Yes, God is with them, and God provides water for them. And they remember the name of the place where it happened, and when they remember the place, they remember God, they remember the faithfulness of God, that God showed up when they need God, when they needed a miracle, when they needed hope, when they needed life.

Perhaps that’s what we lose when we lose sight of the altars that remember God’s acts of faithfulness, the holy sites, the rocks and relics that reverberate with God’s presence to ancestors — places that become our memory, reminding us of all the others who have believed in God before us, who lived in worlds like ours, worlds that seemed hopeless, as if God had abandoned them, as if God wasn’t still breathing life, the spirit, into the world, as if God wasn’t redeeming us, saving our lives, setting us free from slavery.

“Is the Lord among us or not?” That has always been the question for the people of God.
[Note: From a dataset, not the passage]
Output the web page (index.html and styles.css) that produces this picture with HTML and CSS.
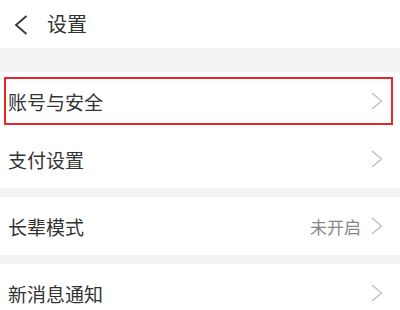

And it’s nice to find an answer by pointing to where the glory of God showed up in a brilliant cloud, on this or that mountain, in this or that temple.

“Is the Lord among us or not?” Well of course God is here, just look at the Dome of the Rock, just touch the stones in the Wailing Wall, just follow the path of Jesus on the via dolorosa, as he was taken to the cross.

But, for us, what do we have? What do we have here? We don’t have places that have sustained the faithful, the children of Abraham, generation after generation, century after century.

“Is the Lord among us or not?” Why do you say, yes? What are our reasons? What do we point to, when we can’t point to the mount of Gerizim or Jerusalem on the horizon?

“God is spirit,” Jesus says. How do we point to the spirit, as we keep on believing in God?